The listing below holds pictures; exclude them. Return exactly the lines from the one with "Reproduce this screenshot" through the one with "const line = (name: string): Route".

SOURCE MATERIAL:

========================================

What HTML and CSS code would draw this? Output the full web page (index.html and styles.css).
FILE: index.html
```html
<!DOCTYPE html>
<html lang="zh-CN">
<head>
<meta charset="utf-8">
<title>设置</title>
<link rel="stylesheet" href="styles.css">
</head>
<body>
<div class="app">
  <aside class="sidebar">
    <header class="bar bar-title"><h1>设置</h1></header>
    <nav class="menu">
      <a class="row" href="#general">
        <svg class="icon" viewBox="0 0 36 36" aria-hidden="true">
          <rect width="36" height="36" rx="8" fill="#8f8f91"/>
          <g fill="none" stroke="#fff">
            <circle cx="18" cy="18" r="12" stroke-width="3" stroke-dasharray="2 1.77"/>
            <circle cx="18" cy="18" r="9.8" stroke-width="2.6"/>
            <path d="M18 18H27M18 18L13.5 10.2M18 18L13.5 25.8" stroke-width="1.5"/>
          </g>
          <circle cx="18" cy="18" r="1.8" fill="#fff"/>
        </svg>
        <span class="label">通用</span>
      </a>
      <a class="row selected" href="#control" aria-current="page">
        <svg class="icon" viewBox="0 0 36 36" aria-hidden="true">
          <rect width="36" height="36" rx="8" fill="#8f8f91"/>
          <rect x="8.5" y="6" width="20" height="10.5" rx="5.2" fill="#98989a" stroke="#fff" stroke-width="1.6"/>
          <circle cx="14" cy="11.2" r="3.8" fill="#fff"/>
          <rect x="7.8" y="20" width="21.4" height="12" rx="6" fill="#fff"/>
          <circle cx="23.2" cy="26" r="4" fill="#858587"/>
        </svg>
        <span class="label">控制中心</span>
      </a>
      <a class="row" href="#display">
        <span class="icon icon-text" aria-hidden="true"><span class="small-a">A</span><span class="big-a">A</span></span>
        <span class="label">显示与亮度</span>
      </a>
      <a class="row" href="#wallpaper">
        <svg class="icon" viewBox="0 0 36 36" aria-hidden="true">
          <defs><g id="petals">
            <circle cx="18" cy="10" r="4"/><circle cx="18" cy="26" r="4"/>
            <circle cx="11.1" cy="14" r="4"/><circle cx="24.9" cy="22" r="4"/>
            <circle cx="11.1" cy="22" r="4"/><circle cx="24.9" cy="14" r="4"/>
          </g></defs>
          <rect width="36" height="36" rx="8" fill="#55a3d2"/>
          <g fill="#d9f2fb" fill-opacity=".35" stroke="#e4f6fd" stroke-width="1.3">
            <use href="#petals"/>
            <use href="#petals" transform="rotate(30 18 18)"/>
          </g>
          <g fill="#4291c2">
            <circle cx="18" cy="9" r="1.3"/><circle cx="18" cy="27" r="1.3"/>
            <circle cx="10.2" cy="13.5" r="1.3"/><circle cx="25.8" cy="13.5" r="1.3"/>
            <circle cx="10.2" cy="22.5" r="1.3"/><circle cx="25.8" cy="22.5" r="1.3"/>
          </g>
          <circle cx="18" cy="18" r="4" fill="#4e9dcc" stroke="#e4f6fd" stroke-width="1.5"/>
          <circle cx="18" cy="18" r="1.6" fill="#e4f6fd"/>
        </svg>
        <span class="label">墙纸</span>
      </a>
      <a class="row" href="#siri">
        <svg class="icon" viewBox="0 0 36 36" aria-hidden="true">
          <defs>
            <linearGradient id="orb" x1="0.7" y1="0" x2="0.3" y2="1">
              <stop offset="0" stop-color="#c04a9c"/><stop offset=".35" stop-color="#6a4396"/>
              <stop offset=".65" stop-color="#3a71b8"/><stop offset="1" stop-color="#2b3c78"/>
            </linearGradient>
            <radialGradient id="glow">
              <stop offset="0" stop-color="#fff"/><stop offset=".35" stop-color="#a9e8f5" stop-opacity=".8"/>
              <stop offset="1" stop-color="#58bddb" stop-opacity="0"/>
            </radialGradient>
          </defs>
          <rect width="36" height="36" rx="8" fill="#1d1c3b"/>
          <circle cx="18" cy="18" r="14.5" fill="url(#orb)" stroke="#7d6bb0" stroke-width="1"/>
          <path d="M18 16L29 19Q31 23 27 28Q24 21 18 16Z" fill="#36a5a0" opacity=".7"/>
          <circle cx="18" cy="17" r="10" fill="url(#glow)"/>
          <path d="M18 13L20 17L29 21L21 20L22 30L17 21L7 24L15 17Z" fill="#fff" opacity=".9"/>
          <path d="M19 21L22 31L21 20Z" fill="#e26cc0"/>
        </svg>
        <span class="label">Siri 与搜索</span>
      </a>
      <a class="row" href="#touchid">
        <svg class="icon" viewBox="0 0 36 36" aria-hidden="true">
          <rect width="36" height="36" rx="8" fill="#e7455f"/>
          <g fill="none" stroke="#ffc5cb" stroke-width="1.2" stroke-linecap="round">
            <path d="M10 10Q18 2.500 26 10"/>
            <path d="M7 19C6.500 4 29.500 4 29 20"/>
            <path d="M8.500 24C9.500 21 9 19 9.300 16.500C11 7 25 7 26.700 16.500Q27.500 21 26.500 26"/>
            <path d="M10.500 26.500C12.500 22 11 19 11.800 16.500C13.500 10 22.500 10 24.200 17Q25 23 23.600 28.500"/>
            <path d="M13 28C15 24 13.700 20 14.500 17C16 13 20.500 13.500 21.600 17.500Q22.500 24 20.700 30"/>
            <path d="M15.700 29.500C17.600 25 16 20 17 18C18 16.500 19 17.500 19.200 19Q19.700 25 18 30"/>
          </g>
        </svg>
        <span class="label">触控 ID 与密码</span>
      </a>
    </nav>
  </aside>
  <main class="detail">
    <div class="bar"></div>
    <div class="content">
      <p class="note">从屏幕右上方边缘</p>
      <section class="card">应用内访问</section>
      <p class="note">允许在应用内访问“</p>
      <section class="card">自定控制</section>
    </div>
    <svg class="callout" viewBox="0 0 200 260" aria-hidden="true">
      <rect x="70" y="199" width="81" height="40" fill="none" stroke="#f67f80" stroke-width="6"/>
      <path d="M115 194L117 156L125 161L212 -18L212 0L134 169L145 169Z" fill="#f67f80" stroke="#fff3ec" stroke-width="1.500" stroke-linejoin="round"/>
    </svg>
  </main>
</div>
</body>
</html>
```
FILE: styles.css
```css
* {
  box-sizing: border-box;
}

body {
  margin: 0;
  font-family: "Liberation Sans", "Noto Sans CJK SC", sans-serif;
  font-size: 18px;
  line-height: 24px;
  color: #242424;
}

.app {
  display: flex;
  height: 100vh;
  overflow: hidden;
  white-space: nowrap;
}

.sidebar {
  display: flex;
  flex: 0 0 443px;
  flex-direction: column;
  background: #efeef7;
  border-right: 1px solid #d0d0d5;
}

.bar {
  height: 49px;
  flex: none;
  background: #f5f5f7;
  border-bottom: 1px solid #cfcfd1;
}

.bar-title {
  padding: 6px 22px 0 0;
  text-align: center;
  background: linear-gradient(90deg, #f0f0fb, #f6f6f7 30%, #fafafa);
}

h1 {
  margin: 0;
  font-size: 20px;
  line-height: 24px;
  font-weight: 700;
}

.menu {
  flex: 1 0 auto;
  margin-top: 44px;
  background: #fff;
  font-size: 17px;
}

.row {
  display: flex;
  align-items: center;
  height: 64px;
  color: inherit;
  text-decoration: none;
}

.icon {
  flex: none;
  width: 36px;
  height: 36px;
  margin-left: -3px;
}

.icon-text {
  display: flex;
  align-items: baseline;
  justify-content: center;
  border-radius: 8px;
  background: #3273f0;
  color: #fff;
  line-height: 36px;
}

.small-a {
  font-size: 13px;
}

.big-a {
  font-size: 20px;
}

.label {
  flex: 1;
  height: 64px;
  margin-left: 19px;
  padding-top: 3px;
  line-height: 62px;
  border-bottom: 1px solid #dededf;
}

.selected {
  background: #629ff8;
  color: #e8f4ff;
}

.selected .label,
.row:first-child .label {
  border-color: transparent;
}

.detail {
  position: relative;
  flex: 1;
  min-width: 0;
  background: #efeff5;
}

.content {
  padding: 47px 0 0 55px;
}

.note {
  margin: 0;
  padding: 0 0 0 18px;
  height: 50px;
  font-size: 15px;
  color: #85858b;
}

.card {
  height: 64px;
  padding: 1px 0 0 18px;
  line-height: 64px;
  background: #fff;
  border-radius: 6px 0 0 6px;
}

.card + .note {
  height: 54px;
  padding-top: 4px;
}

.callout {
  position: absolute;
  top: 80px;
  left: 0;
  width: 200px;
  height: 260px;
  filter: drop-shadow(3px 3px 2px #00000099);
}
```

========================================

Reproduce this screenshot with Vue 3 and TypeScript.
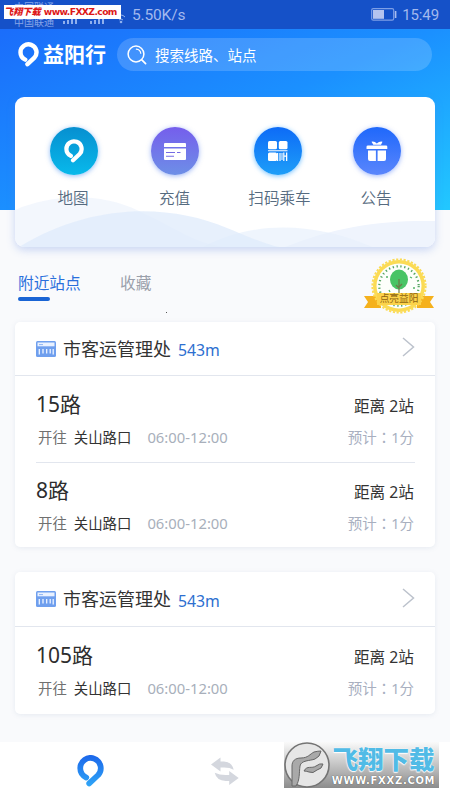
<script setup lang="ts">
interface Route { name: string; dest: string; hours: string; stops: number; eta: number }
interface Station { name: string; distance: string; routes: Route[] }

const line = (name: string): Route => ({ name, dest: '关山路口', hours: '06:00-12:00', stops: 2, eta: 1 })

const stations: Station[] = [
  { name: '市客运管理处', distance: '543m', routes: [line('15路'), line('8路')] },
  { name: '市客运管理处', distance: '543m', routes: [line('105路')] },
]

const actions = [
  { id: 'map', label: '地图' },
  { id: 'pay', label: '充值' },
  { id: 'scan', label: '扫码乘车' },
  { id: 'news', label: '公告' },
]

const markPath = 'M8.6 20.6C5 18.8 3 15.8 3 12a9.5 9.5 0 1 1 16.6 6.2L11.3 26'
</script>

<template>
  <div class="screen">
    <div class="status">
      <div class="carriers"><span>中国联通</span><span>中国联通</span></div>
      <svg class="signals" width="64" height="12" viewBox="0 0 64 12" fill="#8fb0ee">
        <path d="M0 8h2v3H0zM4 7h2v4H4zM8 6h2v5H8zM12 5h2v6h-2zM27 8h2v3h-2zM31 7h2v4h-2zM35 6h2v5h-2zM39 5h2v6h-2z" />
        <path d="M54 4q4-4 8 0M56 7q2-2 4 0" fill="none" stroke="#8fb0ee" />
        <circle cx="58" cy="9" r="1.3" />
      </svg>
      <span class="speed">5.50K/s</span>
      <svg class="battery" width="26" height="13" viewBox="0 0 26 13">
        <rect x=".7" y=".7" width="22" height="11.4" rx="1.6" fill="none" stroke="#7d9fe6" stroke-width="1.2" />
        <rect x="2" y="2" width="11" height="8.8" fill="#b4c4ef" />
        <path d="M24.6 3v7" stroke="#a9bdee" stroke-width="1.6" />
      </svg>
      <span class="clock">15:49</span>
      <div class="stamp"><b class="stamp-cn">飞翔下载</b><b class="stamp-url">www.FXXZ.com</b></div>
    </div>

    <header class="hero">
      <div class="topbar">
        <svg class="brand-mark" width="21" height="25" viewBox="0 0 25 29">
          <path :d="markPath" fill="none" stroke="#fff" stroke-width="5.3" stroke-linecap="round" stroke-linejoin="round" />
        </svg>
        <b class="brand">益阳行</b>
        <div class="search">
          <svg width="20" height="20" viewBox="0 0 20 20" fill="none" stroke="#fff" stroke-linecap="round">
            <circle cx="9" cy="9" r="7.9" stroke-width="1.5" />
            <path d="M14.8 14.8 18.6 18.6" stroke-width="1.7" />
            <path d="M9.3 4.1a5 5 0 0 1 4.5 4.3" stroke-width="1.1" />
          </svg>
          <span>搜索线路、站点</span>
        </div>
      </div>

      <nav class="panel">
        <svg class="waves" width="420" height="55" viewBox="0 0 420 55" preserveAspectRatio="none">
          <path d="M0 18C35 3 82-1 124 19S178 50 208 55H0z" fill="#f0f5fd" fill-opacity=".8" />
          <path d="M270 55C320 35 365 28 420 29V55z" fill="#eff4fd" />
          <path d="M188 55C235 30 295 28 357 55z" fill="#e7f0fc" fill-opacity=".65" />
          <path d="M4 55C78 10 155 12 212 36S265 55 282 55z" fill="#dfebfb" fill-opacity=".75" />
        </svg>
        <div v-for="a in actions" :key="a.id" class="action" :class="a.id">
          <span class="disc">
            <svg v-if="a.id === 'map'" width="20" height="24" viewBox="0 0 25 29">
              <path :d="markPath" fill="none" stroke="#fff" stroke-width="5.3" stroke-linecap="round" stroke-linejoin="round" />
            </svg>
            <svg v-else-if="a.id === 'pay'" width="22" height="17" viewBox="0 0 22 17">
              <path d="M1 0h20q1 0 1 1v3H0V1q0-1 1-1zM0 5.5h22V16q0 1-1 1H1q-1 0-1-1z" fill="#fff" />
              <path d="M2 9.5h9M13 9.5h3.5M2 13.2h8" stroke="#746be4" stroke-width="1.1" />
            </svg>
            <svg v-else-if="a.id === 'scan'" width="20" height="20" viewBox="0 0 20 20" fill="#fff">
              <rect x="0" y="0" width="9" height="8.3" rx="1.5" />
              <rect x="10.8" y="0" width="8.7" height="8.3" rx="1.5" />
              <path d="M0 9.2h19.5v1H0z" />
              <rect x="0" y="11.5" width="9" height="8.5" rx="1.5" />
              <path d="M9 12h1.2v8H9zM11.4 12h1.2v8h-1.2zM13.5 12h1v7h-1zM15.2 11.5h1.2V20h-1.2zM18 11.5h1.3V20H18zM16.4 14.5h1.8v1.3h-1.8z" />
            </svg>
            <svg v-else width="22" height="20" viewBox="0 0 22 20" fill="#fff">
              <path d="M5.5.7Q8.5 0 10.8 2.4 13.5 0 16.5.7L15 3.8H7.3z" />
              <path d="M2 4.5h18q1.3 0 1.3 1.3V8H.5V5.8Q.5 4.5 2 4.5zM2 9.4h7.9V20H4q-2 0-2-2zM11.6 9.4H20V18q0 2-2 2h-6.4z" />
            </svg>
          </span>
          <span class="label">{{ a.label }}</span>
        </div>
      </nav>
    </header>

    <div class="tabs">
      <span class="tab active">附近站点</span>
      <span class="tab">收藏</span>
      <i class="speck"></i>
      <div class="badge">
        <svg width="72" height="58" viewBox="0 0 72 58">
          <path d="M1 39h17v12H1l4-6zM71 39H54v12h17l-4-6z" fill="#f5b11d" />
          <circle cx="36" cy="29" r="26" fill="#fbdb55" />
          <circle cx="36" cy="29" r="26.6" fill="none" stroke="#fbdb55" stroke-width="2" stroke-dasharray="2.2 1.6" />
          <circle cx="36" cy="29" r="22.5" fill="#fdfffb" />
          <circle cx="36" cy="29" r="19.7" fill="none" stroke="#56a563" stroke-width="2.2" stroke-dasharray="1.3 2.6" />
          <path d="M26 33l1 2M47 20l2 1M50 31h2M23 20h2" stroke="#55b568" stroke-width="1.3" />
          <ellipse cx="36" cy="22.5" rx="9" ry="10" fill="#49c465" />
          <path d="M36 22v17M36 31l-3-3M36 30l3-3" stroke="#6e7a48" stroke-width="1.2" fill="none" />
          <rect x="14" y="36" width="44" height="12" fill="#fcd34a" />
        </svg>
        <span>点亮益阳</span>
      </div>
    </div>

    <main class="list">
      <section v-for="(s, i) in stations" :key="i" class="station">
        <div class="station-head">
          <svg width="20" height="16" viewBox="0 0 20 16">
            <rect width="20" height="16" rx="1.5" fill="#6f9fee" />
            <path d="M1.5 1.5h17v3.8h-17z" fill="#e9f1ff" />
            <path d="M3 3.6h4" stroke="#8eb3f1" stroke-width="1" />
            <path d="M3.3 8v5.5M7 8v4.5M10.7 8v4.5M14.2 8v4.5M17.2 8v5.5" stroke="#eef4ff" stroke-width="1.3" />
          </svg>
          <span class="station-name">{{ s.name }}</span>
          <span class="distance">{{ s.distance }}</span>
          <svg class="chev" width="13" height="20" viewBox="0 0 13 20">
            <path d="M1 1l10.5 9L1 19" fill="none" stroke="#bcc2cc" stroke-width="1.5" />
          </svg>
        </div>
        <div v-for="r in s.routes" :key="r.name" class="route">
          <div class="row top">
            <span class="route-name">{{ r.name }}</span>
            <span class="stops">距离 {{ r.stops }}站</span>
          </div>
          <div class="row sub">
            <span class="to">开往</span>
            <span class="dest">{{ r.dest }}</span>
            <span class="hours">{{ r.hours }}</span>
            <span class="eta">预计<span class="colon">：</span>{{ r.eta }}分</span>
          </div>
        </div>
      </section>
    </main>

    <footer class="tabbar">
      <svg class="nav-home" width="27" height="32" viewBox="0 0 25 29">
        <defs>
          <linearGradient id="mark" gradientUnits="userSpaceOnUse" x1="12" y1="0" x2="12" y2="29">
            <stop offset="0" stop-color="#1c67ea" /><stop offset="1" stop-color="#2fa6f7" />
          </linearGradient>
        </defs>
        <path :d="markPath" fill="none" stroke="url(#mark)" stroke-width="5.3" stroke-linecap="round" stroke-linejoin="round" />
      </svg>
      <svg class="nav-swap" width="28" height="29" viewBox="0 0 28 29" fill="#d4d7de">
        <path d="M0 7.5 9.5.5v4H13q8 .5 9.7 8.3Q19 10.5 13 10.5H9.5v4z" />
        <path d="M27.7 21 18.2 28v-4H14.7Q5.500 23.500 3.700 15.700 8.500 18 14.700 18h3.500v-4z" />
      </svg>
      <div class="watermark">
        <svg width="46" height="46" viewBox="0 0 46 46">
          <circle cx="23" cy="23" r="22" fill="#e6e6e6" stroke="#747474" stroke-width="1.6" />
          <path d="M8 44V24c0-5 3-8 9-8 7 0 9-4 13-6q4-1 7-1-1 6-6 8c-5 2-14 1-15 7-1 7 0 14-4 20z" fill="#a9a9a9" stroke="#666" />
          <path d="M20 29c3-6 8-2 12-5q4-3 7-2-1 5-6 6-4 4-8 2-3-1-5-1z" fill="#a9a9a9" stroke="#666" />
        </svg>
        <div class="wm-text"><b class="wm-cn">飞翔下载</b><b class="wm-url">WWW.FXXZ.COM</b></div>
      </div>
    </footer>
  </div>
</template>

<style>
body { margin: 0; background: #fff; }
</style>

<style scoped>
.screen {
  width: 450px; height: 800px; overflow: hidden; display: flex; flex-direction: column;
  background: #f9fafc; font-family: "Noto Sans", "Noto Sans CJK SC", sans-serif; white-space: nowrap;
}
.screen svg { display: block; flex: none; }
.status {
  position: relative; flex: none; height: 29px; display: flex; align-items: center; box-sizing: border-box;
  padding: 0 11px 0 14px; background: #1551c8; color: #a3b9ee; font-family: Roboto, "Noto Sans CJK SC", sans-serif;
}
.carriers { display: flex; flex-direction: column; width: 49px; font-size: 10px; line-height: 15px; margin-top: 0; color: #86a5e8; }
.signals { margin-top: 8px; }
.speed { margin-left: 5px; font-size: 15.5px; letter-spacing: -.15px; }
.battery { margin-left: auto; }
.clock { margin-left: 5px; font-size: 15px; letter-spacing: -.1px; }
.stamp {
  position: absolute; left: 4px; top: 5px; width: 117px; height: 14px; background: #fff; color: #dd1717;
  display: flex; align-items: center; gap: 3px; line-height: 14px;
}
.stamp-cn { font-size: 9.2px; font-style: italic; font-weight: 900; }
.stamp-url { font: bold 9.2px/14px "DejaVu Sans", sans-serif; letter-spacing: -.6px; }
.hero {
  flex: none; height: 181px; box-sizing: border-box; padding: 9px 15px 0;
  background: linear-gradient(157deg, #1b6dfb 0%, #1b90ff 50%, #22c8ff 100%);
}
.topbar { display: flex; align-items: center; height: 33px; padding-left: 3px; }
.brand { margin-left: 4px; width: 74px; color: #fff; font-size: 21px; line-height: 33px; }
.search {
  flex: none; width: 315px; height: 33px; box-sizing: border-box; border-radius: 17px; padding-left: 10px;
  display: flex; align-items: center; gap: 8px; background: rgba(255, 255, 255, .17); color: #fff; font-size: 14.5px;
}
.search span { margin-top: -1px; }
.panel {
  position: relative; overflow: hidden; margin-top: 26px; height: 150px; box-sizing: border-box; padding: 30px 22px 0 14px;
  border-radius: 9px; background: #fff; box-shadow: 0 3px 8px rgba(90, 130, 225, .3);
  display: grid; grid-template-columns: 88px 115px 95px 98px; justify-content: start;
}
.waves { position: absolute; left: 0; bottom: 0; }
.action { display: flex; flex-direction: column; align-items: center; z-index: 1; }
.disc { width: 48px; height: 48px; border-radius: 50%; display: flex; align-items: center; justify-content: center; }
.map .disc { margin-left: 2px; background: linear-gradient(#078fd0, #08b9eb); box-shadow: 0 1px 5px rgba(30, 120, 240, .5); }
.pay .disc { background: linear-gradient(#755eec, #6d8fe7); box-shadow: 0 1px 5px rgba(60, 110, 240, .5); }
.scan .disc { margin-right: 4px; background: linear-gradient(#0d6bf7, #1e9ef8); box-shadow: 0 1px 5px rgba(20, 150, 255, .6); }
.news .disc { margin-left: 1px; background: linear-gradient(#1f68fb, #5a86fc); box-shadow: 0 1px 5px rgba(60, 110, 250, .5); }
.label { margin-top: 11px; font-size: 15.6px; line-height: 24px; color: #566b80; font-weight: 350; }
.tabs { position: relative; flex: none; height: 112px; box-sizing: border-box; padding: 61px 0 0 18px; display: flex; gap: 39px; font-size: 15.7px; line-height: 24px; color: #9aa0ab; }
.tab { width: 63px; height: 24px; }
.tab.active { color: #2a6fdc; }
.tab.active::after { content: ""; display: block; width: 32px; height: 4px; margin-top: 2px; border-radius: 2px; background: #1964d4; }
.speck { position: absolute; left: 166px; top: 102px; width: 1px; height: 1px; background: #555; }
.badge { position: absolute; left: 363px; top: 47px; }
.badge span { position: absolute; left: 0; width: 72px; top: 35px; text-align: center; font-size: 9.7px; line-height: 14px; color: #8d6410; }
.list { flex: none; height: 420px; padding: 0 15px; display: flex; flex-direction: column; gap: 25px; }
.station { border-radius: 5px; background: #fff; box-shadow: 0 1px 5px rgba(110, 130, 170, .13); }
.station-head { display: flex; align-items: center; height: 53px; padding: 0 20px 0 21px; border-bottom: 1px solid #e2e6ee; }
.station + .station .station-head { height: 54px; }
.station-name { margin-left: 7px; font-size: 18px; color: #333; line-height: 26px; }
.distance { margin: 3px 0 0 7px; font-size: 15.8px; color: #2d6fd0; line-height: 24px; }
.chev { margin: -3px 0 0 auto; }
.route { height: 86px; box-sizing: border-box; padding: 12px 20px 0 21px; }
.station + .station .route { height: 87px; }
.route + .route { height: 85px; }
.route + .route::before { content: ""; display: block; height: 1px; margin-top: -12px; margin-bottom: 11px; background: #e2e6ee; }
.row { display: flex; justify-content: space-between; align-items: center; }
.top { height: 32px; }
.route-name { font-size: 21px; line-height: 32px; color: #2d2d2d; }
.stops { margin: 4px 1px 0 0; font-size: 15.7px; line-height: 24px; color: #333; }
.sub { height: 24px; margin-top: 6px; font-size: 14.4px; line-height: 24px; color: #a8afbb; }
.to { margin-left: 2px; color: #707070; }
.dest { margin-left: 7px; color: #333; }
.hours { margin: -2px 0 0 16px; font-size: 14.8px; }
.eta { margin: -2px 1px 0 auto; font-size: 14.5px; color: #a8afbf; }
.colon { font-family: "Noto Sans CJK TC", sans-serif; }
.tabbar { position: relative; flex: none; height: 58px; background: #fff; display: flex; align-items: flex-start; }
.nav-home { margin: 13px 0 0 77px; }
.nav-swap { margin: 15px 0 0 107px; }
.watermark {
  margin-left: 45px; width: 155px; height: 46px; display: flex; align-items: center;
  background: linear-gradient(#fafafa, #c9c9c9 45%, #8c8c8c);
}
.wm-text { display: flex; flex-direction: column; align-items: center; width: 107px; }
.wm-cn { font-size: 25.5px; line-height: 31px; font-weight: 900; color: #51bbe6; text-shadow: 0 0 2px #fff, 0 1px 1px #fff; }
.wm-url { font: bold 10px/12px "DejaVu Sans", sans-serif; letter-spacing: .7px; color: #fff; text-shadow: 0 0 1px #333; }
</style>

========================================

PROBLEM SOLUTION:
Reproduce this screenshot with Vue 3 and TypeScript.
<script setup lang="ts">
interface Route { name: string; dest: string; hours: string; stops: number; eta: number }
interface Station { name: string; distance: string; routes: Route[] }

const line = (name: string): Route => ({ name, dest: '关山路口', hours: '06:00-12:00', stops: 2, eta: 1 })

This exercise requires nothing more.